[Items from a data source]
###

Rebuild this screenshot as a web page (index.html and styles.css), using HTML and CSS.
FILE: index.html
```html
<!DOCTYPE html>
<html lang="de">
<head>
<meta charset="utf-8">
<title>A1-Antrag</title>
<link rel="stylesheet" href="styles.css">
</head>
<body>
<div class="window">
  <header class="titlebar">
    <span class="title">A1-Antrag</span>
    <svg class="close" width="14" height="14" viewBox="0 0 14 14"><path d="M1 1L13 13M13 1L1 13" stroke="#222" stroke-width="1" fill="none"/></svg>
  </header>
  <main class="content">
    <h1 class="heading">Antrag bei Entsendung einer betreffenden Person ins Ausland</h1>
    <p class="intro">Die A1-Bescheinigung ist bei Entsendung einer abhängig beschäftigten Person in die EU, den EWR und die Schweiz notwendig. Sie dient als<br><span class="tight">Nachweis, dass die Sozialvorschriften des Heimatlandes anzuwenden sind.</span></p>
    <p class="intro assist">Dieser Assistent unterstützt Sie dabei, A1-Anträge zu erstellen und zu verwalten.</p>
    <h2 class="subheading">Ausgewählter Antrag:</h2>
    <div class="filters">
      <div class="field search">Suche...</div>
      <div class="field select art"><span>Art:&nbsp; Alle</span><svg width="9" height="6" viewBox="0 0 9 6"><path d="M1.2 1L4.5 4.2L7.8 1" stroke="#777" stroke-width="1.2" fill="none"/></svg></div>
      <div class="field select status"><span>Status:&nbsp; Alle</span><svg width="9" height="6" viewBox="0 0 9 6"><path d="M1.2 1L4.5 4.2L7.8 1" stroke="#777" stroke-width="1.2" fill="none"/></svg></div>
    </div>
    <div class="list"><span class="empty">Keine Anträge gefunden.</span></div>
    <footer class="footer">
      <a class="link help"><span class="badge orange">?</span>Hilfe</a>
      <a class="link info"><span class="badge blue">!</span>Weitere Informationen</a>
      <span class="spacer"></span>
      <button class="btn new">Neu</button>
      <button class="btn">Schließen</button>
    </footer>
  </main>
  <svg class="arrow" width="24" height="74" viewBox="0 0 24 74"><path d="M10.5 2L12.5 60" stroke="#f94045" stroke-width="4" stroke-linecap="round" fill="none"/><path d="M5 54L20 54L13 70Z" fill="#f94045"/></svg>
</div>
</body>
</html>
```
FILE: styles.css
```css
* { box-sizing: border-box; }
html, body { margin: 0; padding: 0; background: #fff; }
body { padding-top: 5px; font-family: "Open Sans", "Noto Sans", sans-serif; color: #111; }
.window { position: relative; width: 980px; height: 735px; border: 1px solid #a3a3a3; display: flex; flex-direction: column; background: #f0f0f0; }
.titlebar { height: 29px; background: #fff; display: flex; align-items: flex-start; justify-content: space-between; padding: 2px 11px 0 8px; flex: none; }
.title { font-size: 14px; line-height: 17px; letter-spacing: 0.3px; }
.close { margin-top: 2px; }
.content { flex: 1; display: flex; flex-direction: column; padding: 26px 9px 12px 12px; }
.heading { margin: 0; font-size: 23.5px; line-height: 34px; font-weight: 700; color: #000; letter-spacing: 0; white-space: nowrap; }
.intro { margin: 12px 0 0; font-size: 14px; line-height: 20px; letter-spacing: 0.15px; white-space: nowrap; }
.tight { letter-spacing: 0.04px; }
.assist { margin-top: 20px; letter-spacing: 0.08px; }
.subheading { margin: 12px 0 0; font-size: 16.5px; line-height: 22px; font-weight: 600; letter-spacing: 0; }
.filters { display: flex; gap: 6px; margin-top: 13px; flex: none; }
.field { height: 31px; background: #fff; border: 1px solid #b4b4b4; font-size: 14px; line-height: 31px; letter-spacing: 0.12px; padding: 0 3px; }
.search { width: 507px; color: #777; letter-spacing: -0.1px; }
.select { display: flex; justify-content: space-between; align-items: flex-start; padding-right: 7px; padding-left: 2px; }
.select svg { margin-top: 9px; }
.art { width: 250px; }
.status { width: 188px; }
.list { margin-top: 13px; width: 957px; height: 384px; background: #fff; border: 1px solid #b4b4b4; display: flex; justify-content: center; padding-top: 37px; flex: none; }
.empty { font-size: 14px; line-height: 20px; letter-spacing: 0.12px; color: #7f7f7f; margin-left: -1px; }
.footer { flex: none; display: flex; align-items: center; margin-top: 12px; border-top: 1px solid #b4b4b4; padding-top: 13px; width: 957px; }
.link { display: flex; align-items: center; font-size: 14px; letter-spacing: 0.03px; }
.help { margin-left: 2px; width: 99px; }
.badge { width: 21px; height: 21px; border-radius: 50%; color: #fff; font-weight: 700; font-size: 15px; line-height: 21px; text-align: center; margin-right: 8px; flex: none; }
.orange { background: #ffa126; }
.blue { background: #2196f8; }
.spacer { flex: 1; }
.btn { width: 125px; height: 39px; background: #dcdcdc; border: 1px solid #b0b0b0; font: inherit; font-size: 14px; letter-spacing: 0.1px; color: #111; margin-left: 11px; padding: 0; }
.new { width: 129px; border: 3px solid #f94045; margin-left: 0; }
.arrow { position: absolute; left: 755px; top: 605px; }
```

###

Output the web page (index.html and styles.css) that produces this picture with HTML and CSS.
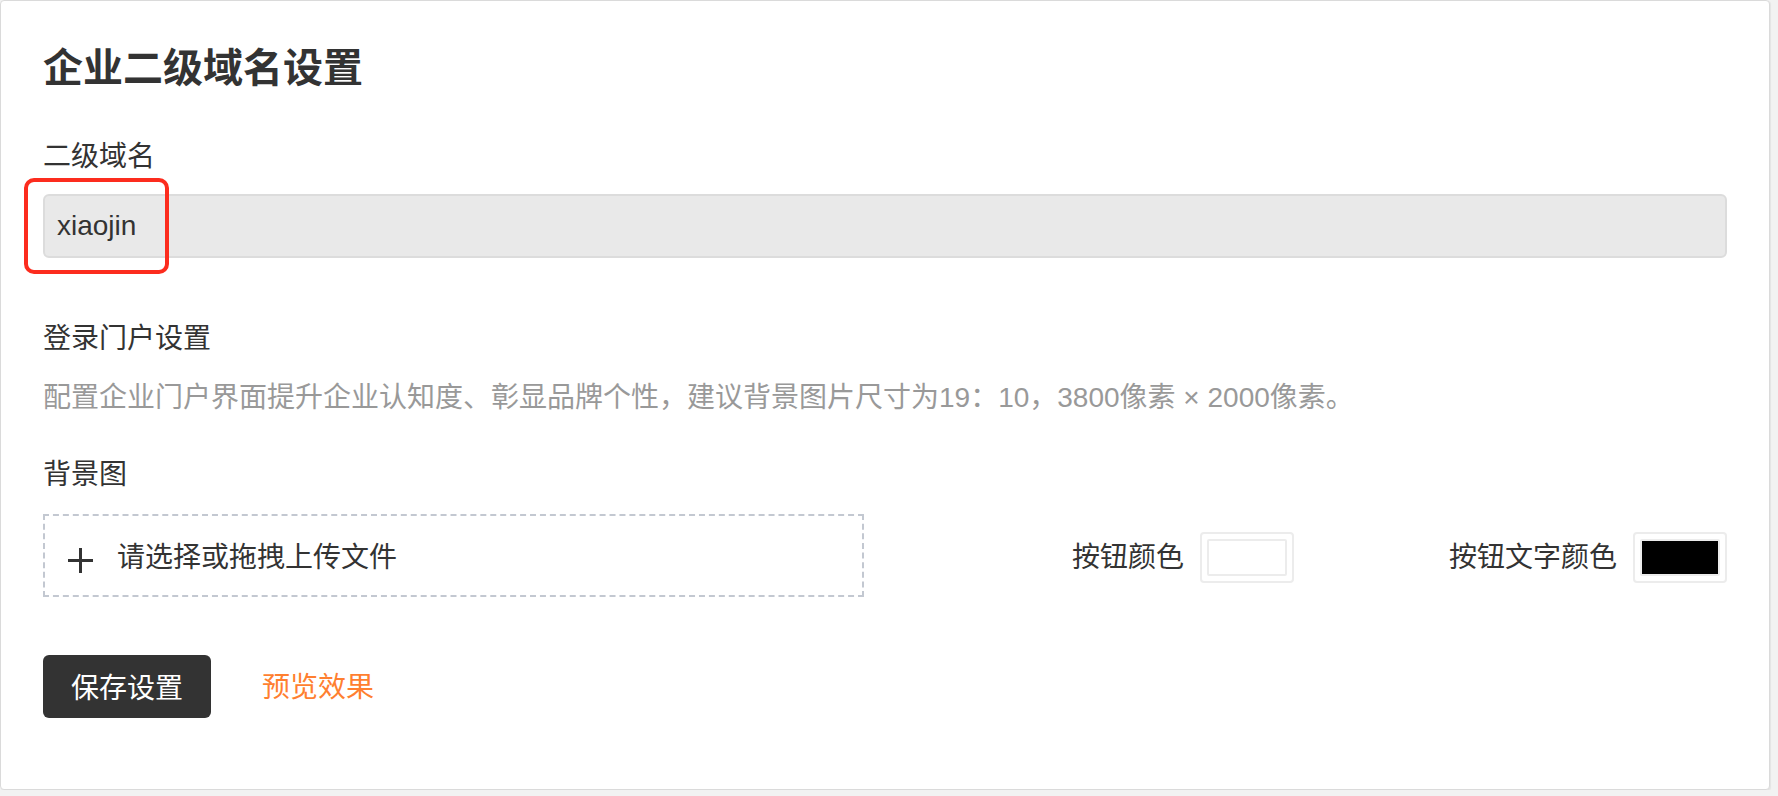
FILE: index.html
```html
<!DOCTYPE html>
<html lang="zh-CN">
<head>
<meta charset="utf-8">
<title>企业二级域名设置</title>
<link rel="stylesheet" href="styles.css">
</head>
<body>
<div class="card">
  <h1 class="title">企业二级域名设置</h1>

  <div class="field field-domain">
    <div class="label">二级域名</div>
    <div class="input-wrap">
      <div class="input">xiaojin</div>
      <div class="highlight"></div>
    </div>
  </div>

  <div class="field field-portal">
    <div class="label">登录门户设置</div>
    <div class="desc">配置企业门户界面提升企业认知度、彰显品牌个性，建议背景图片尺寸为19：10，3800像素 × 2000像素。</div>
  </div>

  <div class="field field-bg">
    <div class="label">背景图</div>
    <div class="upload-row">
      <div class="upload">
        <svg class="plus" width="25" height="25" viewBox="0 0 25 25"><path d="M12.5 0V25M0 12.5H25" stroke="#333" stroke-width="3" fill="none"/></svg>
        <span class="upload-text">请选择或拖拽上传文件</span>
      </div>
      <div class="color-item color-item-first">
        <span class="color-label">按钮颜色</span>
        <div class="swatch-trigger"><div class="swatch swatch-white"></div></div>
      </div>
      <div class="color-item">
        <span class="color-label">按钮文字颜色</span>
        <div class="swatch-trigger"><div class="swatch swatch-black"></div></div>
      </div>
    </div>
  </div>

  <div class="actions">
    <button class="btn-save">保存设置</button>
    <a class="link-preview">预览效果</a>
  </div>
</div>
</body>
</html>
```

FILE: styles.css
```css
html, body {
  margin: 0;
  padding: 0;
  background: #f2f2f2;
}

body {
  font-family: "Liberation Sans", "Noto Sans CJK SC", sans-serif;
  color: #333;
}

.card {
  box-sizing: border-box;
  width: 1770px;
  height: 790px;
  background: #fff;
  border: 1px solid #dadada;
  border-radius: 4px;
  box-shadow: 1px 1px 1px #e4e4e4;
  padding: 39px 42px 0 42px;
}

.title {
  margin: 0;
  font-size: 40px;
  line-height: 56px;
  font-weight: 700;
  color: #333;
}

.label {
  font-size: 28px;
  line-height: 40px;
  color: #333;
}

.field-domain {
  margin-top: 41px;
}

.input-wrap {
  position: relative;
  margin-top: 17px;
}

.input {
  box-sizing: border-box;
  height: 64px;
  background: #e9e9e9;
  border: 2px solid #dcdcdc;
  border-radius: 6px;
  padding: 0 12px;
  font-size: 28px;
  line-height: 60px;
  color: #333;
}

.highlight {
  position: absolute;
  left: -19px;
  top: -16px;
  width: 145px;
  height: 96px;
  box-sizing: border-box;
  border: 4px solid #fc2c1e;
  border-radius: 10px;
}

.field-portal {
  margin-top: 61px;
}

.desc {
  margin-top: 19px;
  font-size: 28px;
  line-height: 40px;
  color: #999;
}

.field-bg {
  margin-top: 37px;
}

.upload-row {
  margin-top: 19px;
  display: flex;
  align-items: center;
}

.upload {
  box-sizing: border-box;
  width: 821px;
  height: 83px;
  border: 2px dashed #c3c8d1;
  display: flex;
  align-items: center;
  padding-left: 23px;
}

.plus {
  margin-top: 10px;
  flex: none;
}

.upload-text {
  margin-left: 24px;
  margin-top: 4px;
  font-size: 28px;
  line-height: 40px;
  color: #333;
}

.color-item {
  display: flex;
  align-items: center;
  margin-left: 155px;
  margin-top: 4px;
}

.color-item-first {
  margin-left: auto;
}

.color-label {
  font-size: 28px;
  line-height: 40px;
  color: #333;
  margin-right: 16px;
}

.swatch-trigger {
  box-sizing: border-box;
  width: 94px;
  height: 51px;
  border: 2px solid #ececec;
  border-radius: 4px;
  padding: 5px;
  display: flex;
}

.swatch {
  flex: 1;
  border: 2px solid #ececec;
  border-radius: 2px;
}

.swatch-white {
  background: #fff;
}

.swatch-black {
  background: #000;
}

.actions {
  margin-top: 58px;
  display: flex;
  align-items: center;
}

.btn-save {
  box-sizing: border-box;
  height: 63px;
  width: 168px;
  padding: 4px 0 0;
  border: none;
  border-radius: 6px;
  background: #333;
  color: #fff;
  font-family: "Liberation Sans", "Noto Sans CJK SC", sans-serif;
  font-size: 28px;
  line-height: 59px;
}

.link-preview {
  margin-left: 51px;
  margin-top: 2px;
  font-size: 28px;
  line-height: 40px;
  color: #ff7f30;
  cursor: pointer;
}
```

###

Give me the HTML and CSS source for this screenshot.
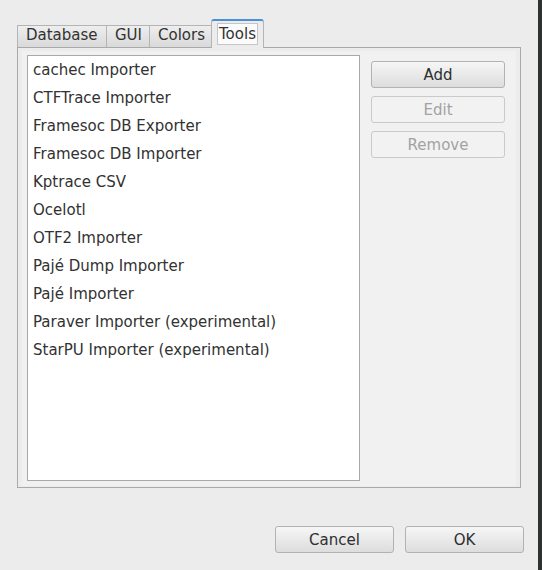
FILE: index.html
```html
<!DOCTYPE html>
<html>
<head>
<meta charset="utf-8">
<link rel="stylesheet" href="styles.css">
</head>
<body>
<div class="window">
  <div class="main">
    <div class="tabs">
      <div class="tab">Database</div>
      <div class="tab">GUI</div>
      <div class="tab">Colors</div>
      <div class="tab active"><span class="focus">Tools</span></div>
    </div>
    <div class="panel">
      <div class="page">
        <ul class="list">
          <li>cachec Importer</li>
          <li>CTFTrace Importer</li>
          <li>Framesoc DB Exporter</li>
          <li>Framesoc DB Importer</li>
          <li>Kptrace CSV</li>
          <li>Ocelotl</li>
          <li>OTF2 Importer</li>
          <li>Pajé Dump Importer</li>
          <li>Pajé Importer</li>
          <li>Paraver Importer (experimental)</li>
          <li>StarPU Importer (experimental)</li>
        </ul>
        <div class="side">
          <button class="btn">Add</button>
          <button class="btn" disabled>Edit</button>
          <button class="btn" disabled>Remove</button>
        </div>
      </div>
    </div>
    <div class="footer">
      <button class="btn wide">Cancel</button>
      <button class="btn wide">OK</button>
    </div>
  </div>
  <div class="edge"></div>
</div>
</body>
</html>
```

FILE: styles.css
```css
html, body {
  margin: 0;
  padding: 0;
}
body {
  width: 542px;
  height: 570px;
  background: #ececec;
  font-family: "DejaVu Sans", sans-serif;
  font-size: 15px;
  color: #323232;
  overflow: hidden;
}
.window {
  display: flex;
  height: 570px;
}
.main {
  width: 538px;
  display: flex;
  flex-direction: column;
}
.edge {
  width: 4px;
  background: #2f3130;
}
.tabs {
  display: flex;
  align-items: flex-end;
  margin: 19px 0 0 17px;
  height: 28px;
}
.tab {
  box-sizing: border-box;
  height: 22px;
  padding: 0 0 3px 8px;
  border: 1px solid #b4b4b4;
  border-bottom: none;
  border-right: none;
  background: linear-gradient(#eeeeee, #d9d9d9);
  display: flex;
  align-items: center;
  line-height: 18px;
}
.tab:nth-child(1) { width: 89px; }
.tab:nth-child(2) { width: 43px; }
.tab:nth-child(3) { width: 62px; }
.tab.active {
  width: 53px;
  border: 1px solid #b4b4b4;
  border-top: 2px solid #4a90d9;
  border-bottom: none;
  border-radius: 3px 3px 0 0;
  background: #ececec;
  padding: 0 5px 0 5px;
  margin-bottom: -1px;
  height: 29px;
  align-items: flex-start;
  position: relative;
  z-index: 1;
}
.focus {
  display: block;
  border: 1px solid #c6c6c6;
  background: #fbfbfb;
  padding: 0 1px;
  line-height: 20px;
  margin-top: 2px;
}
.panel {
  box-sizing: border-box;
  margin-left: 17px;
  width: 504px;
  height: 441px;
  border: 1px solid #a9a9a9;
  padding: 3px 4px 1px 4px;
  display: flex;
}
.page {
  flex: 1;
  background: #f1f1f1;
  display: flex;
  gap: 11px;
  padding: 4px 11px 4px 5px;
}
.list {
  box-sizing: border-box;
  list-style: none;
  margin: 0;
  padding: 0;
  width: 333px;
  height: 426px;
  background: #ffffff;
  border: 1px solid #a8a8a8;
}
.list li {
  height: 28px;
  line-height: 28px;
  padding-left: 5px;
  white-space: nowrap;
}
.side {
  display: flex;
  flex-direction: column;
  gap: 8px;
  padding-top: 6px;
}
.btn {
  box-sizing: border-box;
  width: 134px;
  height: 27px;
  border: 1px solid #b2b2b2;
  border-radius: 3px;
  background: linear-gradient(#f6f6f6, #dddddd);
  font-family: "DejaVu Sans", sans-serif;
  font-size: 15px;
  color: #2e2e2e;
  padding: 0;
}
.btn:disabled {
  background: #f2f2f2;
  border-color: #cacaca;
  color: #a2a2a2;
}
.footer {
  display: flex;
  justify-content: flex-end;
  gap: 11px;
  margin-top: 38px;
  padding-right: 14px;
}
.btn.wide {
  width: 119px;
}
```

###

Work to complete - Search the entries for the word "page" and gather every line where it appears.

Answer to this task -
Rebuild this screenshot as a web page (index.html and styles.css), using HTML and CSS.
Output the web page (index.html and styles.css) that produces this picture with HTML and CSS.
      <div class="page">
.page {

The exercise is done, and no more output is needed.